Spordan sonra kefir içmek, içerdiği su, protein ve probiyotikler nedeniyle toparlanmayı destekleyici bir seçenek olabilir. Özellikle dayanıklılık egzersizlerinden sonra vücutta oluşan iltihaplanmanın azaltılması ve kas onarımının desteklenmesi açısından fermente ürünlerin potansiyel katkıları araştırılmıştır. Bazı araştırmalar, probiyotik içerikli ürünlerin C-reaktif protein (CRP) gibi inflamasyon belirteçlerinde olumlu etkiler yaratabileceğini göstermektedir. Ancak bu etkinin kişiden kişiye değişebileceği unutulmamalıdır (14).
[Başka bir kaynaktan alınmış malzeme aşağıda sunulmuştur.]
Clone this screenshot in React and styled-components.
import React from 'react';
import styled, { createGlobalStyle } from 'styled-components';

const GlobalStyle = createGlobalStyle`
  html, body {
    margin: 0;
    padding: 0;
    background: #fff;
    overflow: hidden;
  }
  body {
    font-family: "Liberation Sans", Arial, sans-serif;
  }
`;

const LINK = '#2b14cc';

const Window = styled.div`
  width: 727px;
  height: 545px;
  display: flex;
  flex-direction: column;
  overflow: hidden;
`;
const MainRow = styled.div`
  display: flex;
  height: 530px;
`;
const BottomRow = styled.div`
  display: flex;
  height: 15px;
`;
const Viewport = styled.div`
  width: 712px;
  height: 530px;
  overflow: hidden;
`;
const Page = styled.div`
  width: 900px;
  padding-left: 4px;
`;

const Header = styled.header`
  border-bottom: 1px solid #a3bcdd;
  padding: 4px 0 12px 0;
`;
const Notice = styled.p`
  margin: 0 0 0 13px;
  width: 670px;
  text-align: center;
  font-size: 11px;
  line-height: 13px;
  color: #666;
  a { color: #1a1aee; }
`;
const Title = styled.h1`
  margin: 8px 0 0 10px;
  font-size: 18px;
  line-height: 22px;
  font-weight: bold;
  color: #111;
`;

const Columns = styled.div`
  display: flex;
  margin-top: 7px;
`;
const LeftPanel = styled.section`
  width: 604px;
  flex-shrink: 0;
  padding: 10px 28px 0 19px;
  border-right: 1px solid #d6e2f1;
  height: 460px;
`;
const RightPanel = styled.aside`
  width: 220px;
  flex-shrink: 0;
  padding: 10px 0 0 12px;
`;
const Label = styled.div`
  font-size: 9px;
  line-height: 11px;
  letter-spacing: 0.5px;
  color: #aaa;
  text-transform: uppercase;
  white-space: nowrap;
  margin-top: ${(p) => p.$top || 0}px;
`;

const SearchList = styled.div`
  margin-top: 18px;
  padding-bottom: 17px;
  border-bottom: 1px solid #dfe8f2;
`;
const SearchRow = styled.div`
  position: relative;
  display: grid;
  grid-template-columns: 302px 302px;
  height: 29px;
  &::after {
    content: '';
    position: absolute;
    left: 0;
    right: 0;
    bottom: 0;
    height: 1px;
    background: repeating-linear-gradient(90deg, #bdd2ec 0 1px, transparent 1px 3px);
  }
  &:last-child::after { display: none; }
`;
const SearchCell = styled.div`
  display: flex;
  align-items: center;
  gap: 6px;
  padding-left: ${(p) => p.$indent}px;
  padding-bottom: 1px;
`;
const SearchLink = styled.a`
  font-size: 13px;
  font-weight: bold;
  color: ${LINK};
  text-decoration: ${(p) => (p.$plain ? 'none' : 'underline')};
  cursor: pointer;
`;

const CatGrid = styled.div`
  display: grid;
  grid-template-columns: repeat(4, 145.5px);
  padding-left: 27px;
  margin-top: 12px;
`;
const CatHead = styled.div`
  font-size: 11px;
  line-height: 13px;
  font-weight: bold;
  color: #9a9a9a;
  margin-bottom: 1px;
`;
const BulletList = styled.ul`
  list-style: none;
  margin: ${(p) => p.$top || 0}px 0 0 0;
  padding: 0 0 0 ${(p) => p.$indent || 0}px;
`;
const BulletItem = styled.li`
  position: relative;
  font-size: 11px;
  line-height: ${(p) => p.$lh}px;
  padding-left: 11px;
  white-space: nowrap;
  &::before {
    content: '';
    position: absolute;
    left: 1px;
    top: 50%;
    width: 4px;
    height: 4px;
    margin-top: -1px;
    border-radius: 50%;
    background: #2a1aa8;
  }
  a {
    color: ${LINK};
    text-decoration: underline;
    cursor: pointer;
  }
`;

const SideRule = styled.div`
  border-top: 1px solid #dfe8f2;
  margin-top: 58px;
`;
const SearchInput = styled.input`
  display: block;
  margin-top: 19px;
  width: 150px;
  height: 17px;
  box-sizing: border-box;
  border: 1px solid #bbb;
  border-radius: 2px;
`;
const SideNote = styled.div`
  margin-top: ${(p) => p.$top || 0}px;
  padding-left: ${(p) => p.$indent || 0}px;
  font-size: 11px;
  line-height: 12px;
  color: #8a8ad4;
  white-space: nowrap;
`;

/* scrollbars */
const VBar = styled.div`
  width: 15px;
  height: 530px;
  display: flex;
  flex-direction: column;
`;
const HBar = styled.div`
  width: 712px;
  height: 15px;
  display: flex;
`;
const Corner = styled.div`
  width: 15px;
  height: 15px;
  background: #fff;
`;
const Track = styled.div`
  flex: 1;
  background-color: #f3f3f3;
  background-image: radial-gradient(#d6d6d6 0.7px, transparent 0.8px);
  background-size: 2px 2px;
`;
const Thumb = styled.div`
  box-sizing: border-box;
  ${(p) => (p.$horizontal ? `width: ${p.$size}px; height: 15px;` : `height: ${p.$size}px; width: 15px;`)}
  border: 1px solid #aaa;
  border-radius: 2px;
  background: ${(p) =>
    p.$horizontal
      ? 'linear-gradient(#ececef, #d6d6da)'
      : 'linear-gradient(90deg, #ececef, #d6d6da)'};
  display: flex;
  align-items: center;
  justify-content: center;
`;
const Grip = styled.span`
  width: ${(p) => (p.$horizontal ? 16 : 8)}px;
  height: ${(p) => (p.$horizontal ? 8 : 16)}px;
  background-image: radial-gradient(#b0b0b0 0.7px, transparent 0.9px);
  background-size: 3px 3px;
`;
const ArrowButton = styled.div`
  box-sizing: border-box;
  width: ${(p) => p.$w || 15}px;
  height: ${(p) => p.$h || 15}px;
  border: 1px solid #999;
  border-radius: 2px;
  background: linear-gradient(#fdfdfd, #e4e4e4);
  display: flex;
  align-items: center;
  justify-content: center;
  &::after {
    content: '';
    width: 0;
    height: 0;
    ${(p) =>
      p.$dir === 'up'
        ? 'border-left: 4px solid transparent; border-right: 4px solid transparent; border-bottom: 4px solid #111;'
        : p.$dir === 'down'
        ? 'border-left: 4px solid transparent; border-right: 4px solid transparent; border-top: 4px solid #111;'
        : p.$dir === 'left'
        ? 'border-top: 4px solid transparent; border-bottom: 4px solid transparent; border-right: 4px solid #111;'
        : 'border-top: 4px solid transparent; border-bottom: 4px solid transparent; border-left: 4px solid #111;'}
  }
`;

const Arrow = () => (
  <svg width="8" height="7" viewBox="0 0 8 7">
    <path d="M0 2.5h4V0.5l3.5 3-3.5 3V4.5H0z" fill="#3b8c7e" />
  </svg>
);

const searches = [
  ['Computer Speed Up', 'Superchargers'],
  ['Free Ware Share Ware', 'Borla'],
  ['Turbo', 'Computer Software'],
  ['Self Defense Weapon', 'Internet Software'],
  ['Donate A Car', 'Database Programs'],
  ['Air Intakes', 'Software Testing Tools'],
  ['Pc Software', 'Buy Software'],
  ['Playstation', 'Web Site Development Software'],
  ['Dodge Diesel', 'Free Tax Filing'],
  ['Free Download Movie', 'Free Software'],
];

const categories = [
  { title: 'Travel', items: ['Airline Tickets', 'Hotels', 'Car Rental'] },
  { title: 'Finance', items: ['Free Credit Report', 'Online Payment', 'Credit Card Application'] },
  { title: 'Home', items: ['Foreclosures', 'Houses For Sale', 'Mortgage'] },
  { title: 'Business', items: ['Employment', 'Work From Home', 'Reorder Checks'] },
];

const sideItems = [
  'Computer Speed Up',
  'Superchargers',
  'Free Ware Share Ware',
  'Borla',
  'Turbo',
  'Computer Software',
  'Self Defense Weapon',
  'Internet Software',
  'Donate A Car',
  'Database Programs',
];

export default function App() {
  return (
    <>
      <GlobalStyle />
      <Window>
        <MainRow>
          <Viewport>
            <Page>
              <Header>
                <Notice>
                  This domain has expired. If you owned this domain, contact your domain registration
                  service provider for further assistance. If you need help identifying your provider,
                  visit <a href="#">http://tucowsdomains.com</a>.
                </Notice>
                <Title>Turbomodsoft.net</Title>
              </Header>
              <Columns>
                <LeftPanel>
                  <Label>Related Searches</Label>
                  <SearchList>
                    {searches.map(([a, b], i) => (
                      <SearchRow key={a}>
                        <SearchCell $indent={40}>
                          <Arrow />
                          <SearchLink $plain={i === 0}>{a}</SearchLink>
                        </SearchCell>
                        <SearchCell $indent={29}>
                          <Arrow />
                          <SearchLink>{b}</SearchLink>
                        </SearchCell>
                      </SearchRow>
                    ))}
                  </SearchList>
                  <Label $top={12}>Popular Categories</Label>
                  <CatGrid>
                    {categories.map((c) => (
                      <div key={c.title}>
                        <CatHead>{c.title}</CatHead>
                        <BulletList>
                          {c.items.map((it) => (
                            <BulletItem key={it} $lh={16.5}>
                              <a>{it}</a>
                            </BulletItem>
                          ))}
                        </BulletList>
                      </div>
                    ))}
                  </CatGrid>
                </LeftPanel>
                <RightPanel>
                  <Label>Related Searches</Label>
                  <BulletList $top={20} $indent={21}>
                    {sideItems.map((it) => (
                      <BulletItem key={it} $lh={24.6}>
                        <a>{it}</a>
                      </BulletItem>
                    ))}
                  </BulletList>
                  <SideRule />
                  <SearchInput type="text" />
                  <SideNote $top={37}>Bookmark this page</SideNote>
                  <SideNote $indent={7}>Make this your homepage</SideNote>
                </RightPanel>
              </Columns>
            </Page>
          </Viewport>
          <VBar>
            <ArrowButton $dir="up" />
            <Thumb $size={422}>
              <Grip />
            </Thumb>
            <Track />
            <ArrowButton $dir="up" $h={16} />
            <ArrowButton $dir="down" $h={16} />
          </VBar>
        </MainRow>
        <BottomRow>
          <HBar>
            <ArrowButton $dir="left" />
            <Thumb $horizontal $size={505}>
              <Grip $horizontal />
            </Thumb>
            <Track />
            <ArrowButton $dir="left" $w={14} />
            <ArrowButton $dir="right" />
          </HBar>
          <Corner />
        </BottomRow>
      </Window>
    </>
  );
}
Kefir, sporcu beslenmesinde hem toparlanmayı hem de bağışıklık sistemini destekleyebilecek doğal bir içecek olarak yer bulmaktadır. Özellikle egzersiz sonrası kas hasarı, iltihaplanma ve yorgunluğun azaltılmasında probiyotiklerin etkili olabileceği düşünülmektedir. Çalışmalar, kefirdeki faydalı bakterilerin kas gücü kaybını önleyebileceğini ve inflamasyon belirteçlerini azaltabileceğini göstermektedir (7, 14). Ancak bu bulgular kesin sonuçlar değildir ve daha fazla insan temelli araştırmaya ihtiyaç duyulmaktadır.
Kefir, 12 haftaya kadar alındığında çoğu yetişkin için genellikle güvenlidir. Özellikle ilk tüketilmeye başlandığında şişkinlik, mide bulantısı, bağırsak krampları ve kabızlık gibi yan etkilere neden olabilir. Bu yan etkiler genellikle sürekli kullanımla ortadan kalkar (15).
Bazı araştırmalar, kefirin içindeki probiyotiklerin bağırsak sağlığını destekleyebileceğini ve bu sayede ishal belirtilerini hafifletebileceğini göstermektedir (16).
Kefirin doğrudan uyku getirdiğine dair yeterli bilimsel kanıt bulunmamaktadır. Yine de sindirimi kolay ve yatıştırıcı bir içecek olması nedeniyle bazı bireylerde rahatlatıcı bir etki yaratabilir. Ancak bu etki kişiseldir ve genellenemez (17).
Bazı çalışmalar, kefirin dahil olduğu süt ürünleriyle zenginleştirilmiş diyetlerin kilo değişimi üzerindeki etkilerini incelemiştir. Ancak yalnızca kefir tüketiminin doğrudan kilo kaybına neden olduğunu söylemek için yeterli bilimsel kanıt yoktur (9).
Kefir fermente bir ürün olduğu için bazı kişilerde gaz veya şişkinlik gibi sindirim belirtileri gözlemlenebilir. Ancak bu durum herkes için geçerli değildir ve kişisel sindirim sistemine bağlı olarak değişkenlik gösterir (17).
Kefir tüketiminin doğrudan boy uzamasına neden olduğuna dair bilimsel bir kanıt bulunmamaktadır. Boy uzunluğu büyük ölçüde genetik faktörlere ve genel çocukluk dönemi beslenmesine bağlıdır (17).
Günde yaklaşık 200-300 ml taze süt kefiri (1 su bardağı) içilmesi tavsiye edilir. Su kefiri ise 350 ml yani yaklaşık 1,5 su bardağı kadar tüketilebilir (18).
Kefir için ideal süt sıcaklıği 22 ile 25 derece arasındadır. Kefir taneleri sütü 20-29 derece arasında iyi bir şekilde fermente edebilir (19).
Günün ilk öğünü olan kahvaltıda kefir içilebilir. Kahvaltıda kefir tüketmek gün boyu sindirim sisteminizin daha iyi çalışmasına yardımcı olabilir (7).
Kefirin böbrek taşına iyi geldiği hakkında kanıtlanmış bir araştırma bulunmamaktadır.
Not: Herhangi bir sağlık sorununuz var ise gıda takviyelerini kullanmadan önce doktorunuza danışmanızı tavsiye ederiz.